Associate ML Ops Specialist (Remote)
Key Responsibilities
- Manage the end-to-end machine learning model lifecycle, from data ingestion and training to production deployment.
- Implement and refine CI/CD pipelines for machine learning to ensure rapid, reliable model releases.
- Containerize ML applications with Docker and manage them in production using orchestration tools like Kubernetes.
- Monitor model performance, system health, and data integrity with tools like Prometheus and Grafana to proactively resolve issues.
- Collaborate with data scientists to provide the necessary infrastructure and tooling for model development.

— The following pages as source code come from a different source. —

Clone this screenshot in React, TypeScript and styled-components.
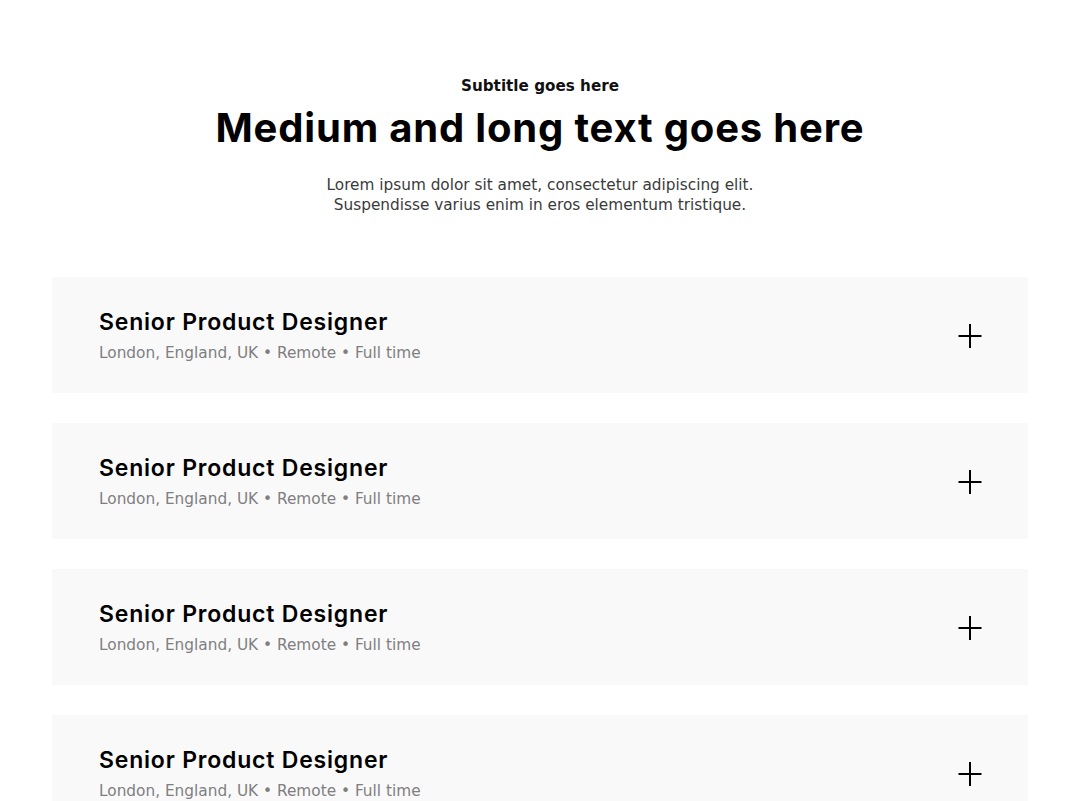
import React from "react";
import styled, { createGlobalStyle } from "styled-components";

const Global = createGlobalStyle`
  html, body { margin: 0; padding: 0; background: #ffffff; }
  body { font-family: "DejaVu Sans", sans-serif; color: #000; }
  * { box-sizing: border-box; }
`;

const Page = styled.main`
  padding: 77px 52px 0;
`;

const Header = styled.header`
  display: flex;
  flex-direction: column;
  align-items: center;
  text-align: center;
  margin-bottom: 62px;
`;

const Eyebrow = styled.p`
  margin: 0 0 9px;
  font-family: "DejaVu Sans", sans-serif;
  font-weight: 700;
  font-size: 15.2px;
  line-height: 18px;
  color: #111;
`;

const Title = styled.h1`
  margin: 0 0 23px;
  font-family: Inter, "DejaVu Sans", sans-serif;
  font-weight: 700;
  font-size: 40px;
  line-height: 48px;
  letter-spacing: 0.82px;
  color: #000;
`;

const Lead = styled.p`
  margin: 0;
  font-family: "DejaVu Sans", sans-serif;
  font-size: 15.3px;
  line-height: 20px;
  color: #3a3a3a;
`;

const List = styled.div`
  display: flex;
  flex-direction: column;
  gap: 30px;
`;

const Card = styled.div`
  display: flex;
  align-items: center;
  justify-content: space-between;
  height: 116px;
  padding: 0 45px 0 47px;
  background: #f9f9fa;
`;

const Info = styled.div`
  display: flex;
  flex-direction: column;
  gap: 7px;
`;

const JobTitle = styled.h3`
  margin: 0;
  font-family: Inter, "DejaVu Sans", sans-serif;
  font-weight: 600;
  font-size: 23px;
  line-height: 28px;
  letter-spacing: 0.8px;
  color: #000;
`;

const Meta = styled.p`
  margin: 0;
  font-family: "DejaVu Sans", sans-serif;
  font-size: 15.33px;
  line-height: 20px;
  color: #7f7f7f;
`;

const Toggle = styled.button`
  display: flex;
  align-items: center;
  justify-content: center;
  width: 26px;
  height: 26px;
  margin-top: 2px;
  padding: 0;
  border: 0;
  background: transparent;
  cursor: pointer;
`;

const Plus = () => (
  <svg width="26" height="26" viewBox="0 0 26 26" fill="none">
    <path d="M13 1V25M1.5 13H24.5" stroke="#000" strokeWidth="2" />
  </svg>
);

const jobs = [1, 2, 3, 4];

export default function App() {
  return (
    <>
      <Global />
      <Page>
        <Header>
          <Eyebrow>Subtitle goes here</Eyebrow>
          <Title>Medium and long text goes here</Title>
          <Lead>
            Lorem ipsum dolor sit amet, consectetur adipiscing elit.
            <br />
            Suspendisse varius enim in eros elementum tristique.
          </Lead>
        </Header>
        <List>
          {jobs.map((j) => (
            <Card key={j}>
              <Info>
                <JobTitle>Senior Product Designer</JobTitle>
                <Meta>London, England, UK • Remote • Full time</Meta>
              </Info>
              <Toggle aria-label="Expand">
                <Plus />
              </Toggle>
            </Card>
          ))}
        </List>
      </Page>
    </>
  );
}
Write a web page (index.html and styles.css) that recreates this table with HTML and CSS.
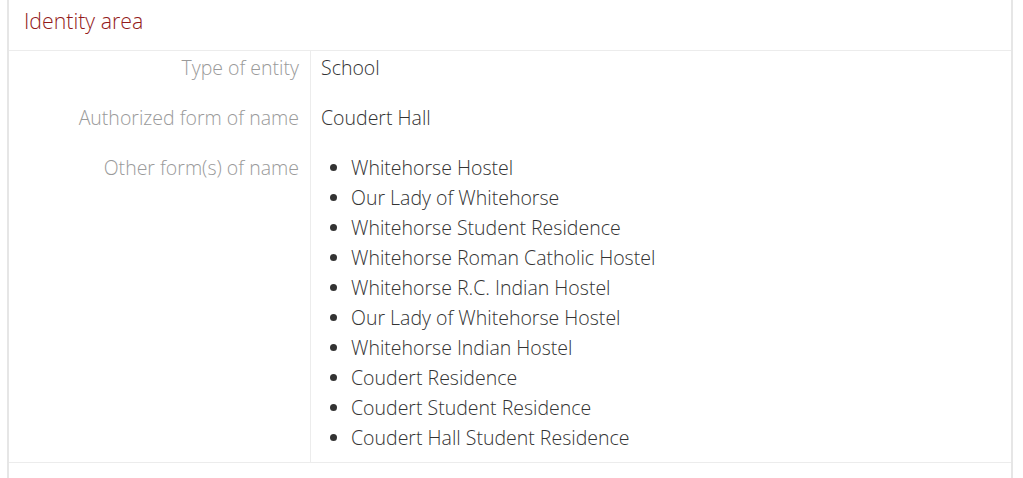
FILE: index.html
```html
<!DOCTYPE html>
<html>
<head>
<meta charset="utf-8">
<link rel="stylesheet" href="styles.css">
</head>
<body>
<section class="area">
  <h2 class="area-title">Identity area</h2>
  <div class="field">
    <div class="label">Type of entity</div>
    <div class="value">School</div>
  </div>
  <div class="field">
    <div class="label">Authorized form of name</div>
    <div class="value">Coudert Hall</div>
  </div>
  <div class="field field-list">
    <div class="label">Other form(s) of name</div>
    <div class="value">
      <ul class="names">
        <li>Whitehorse Hostel</li>
        <li>Our Lady of Whitehorse</li>
        <li>Whitehorse Student Residence</li>
        <li>Whitehorse Roman Catholic Hostel</li>
        <li>Whitehorse R.C. Indian Hostel</li>
        <li>Our Lady of Whitehorse Hostel</li>
        <li>Whitehorse Indian Hostel</li>
        <li>Coudert Residence</li>
        <li>Coudert Student Residence</li>
        <li>Coudert Hall Student Residence</li>
      </ul>
    </div>
  </div>
  <div class="tail"></div>
</section>
</body>
</html>
```
FILE: styles.css
```css
html, body {
  margin: 0;
  padding: 0;
  background: #fff;
}
body {
  font-family: "Open Sans", "Liberation Sans", sans-serif;
  font-weight: 300;
  color: #333;
}
.area {
  margin-left: 7px;
  width: 1002px;
  border-left: 2px solid #e6e6e6;
  border-right: 2px solid #e6e6e6;
  min-height: 478px;
}
.area-title {
  margin: 0;
  padding: 6px 15px 14px;
  font-size: 21.3px;
  line-height: 30px;
  font-weight: 300;
  color: #931a1a;
  border-bottom: 1px solid #ececec;
}
.field {
  display: flex;
  font-size: 19.5px;
  line-height: 30px;
}
.label {
  width: 290px;
  flex: none;
  padding: 2px 11px 18px 0;
  text-align: right;
  color: #9a9a9a;
}
.value {
  flex: 1;
  border-left: 1px solid #ececec;
  padding: 2px 10px 18px;
  color: #333;
}
.field-list .label,
.field-list .value {
  padding-bottom: 9px;
}
.names {
  margin: 0;
  padding-left: 30px;
}
.tail {
  border-top: 1px solid #ececec;
}
```
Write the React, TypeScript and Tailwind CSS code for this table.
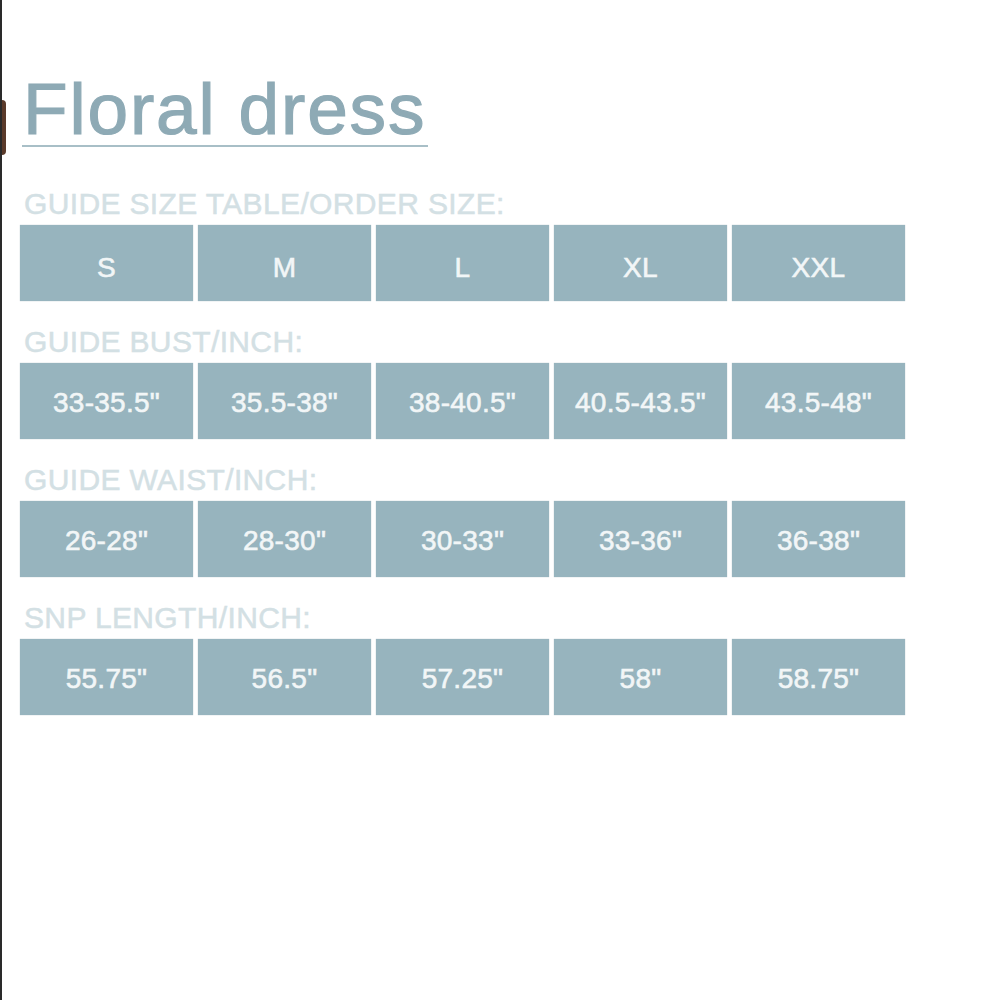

- Automate operational tasks and infrastructure provisioning via Python scripting and Infrastructure as Code (IaC) tools like Terraform.
- Document workflows, system architectures, and operational procedures for team clarity and system maintainability.
Core Qualifications
- Bachelor’s degree in Computer Science, Engineering, Data Science, or a related technical field.
- Foundational programming skills in Python for scripting and automation.
- Knowledge of core MLOps concepts, including the ML lifecycle, model deployment, and performance monitoring.
- Academic or project-based exposure to containerization (Docker) and orchestration (Kubernetes).
- Proficiency in Linux/Unix environments and the command-line interface.
- Strong communication skills to articulate technical concepts clearly to stakeholders.
- Experience with at least one major cloud platform (AWS, GCP, Azure) is a significant plus.